Cities such as Siena, Verona, and Lucca were built for wandering. Streets curve. Corners surprise. Laundry hangs overhead. Bells mark the hours.

Slow travel in Italy often means simply walking without agenda — letting Renaissance churches, bakeries, and tiny wine bars reveal themselves.

Slow Travel Experiences in Italy

Stay in an Agriturismo

An agriturismo — a working farm offering accommodation — is one of Italy’s most authentic slow travel experiences. You wake with the countryside, eat seasonal produce grown on-site, and learn how deeply food and land are connected.

Rent, Don’t Rush

Instead of five cities in ten days, choose one base. For example:

  • Base yourself in Orvieto and explore surrounding villages slowly.

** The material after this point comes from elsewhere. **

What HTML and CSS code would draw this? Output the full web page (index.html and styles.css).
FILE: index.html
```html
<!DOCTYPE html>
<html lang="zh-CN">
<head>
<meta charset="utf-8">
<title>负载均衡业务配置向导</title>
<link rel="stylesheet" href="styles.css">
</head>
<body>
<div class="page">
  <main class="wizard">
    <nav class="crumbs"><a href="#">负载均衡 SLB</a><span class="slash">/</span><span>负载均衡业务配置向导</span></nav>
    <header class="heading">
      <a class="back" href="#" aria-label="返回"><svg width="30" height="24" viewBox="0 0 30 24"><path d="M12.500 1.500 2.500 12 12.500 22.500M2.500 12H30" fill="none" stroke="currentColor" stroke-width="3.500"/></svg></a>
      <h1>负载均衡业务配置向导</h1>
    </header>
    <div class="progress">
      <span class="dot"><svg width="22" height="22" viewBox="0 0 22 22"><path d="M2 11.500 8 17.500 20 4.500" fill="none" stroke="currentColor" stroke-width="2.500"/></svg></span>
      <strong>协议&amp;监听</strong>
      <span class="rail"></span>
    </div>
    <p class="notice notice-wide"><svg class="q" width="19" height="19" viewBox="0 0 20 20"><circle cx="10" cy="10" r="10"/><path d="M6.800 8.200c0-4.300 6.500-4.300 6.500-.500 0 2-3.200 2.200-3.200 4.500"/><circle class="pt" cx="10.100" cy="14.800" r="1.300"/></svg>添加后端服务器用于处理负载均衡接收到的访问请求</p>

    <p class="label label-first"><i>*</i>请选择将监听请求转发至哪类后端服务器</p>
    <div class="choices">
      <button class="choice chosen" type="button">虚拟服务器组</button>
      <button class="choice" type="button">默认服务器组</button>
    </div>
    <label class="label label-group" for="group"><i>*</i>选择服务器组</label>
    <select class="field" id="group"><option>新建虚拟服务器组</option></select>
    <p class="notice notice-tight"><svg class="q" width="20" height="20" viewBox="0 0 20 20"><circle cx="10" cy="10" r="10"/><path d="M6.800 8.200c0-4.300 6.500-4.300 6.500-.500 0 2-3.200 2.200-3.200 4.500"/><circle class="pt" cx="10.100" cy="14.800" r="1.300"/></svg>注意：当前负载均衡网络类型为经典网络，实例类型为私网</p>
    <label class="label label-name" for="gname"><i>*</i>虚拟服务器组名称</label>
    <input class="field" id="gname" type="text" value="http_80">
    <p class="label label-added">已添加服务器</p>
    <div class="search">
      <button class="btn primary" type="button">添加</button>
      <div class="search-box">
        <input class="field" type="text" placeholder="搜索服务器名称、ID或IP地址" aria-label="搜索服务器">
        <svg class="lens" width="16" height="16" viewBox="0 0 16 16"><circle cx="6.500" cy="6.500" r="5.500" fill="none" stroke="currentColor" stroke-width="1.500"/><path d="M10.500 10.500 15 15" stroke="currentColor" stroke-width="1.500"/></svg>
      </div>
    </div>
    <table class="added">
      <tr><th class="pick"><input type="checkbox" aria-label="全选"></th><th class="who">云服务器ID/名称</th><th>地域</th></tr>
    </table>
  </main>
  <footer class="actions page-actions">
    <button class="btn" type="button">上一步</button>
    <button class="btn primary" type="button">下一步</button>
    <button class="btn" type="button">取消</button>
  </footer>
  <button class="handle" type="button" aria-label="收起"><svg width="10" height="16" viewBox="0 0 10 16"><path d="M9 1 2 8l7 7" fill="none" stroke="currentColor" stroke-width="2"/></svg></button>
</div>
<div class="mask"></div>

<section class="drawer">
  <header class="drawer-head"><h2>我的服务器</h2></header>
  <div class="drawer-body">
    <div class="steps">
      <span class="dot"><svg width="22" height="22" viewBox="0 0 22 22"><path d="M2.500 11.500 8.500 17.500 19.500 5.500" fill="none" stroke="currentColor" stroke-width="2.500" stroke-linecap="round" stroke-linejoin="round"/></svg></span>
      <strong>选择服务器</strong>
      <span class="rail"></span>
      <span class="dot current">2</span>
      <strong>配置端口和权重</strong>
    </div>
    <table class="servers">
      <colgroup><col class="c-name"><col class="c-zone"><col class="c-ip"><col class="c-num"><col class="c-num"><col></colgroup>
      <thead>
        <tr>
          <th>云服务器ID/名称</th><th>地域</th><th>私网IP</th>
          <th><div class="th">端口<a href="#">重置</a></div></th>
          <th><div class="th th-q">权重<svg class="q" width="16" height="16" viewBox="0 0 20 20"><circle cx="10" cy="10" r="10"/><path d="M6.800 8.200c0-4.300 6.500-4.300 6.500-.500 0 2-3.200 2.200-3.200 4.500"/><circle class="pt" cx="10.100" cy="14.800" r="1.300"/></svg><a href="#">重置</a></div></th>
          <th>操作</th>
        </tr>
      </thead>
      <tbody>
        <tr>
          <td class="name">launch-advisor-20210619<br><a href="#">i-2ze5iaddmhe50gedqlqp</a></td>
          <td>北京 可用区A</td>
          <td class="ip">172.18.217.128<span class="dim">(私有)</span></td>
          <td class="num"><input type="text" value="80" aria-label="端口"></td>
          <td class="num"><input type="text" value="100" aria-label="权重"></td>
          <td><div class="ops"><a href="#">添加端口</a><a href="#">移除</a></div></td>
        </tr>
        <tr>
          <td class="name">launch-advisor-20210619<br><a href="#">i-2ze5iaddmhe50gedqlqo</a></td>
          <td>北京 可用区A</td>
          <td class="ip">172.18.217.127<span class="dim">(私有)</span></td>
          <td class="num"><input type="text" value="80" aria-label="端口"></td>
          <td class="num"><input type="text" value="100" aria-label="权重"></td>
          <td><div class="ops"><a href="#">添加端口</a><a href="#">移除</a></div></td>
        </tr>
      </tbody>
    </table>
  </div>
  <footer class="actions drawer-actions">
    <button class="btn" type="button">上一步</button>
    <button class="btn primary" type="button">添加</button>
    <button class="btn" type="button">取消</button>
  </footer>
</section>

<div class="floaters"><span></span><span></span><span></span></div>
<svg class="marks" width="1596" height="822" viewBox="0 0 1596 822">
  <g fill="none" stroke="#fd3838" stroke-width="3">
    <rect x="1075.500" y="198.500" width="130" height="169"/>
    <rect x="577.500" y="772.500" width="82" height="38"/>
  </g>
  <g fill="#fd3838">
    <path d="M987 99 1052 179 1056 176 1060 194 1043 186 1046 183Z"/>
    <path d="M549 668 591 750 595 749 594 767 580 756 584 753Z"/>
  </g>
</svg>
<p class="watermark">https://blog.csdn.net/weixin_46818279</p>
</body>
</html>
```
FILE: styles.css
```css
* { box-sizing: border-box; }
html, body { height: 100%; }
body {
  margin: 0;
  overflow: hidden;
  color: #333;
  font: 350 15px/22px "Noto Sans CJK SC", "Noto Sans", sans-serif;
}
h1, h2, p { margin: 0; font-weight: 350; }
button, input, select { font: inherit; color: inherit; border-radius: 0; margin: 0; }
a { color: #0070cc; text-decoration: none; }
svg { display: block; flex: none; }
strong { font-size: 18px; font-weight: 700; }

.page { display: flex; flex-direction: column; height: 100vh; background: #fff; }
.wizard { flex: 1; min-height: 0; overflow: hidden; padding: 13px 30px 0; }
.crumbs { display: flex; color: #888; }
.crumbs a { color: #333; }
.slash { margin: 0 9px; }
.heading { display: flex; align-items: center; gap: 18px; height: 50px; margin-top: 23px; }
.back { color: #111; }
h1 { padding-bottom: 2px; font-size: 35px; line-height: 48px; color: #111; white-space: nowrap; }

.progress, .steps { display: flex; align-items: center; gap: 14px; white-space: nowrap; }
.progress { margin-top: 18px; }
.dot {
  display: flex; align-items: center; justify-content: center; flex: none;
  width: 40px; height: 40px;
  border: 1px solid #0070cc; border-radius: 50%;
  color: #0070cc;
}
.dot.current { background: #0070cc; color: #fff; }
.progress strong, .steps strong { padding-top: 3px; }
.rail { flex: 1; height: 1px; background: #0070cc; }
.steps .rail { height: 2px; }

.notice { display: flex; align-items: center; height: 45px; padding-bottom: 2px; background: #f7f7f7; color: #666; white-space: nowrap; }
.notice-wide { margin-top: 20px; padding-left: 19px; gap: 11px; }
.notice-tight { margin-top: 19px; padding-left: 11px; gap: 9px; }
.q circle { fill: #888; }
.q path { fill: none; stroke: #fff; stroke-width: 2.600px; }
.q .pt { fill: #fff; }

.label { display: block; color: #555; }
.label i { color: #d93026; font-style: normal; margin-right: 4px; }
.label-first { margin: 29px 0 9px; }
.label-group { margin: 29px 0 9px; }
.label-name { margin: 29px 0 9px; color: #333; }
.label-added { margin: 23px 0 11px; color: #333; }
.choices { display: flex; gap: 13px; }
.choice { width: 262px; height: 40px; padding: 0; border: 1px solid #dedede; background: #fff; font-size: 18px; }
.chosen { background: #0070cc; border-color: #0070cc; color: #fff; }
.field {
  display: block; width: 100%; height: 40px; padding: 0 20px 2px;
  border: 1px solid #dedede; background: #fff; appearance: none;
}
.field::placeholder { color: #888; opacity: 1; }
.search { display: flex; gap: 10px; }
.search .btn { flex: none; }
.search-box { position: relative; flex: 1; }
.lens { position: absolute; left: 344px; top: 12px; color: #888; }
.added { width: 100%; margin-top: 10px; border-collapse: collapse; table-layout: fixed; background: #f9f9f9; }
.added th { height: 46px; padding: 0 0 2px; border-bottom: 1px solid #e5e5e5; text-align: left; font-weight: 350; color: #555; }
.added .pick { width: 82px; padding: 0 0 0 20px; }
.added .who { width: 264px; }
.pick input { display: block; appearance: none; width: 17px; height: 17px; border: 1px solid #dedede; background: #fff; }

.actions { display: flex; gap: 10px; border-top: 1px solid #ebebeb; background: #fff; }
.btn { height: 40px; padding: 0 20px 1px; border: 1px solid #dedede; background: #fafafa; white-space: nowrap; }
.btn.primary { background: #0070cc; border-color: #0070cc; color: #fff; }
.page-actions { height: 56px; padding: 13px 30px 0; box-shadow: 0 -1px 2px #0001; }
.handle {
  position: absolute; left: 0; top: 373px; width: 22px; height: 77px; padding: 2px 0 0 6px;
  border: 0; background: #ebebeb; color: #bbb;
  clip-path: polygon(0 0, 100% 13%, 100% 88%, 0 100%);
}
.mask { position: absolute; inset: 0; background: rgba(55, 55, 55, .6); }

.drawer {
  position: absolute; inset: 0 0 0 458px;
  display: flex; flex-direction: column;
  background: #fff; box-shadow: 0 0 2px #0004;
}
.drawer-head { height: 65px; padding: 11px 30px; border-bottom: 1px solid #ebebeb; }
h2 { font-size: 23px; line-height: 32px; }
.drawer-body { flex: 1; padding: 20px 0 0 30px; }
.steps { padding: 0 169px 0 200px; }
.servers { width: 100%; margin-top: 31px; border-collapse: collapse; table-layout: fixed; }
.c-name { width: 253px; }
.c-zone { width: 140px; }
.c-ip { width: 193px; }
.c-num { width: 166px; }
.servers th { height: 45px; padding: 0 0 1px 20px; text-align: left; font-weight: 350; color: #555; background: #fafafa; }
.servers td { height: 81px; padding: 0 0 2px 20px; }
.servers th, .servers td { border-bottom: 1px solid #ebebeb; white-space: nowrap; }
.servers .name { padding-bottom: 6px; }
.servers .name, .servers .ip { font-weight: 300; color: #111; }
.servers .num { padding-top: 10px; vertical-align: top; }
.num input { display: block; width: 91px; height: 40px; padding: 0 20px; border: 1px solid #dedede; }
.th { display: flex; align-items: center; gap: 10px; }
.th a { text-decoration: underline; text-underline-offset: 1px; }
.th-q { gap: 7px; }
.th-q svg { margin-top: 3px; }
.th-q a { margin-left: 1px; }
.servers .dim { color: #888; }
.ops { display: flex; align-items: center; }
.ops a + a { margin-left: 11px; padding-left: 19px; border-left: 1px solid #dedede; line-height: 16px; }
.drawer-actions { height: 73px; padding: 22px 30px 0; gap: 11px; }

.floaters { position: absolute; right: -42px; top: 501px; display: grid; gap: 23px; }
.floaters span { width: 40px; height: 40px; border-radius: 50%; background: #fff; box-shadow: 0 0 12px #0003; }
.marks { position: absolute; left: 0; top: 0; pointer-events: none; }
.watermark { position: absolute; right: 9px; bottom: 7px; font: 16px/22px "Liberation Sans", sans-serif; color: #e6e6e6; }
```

  • Stay in Lecce and discover the quieter Salento coastline.

  • Spend a full week in Parma tasting Parmigiano Reggiano and prosciutto at the source.

Travel by Train — But Fewer of Them

Italy’s rail network makes it easy to move between cities, but slow travel means resisting the urge to constantly relocate. Even iconic routes — say between Rome and Venice — become more meaningful when spaced by days rather than hours.

The Psychological Shift

Slow travel in Italy changes how time feels.

When you sit in a piazza with an espresso and nowhere to be, something recalibrates. You begin to see details: the way light hits terracotta at dusk, the choreography of market vendors, the rhythm of church bells echoing through stone streets.

Instead of returning home exhausted, you return grounded.

Why Slow Travel Is Growing

Modern travellers are increasingly seeking:

  • Sustainability

  • Cultural authenticity

  • Mental reset

  • Meaningful human interaction

Italy — with its layered history, strong regional identity, and resistance to hurried living — naturally supports this approach.

The Essence of Slow Travel in Italy

You don’t “do” Italy slowly.

You live it.

You linger over wine in a small trattoria. You return to the same café until the barista knows your order. You watch life unfold rather than trying to conquer it.

And somewhere between the morning cappuccino and the evening passeggiata, you realise the most memorable part of Italy wasn’t the monument — it was the moment.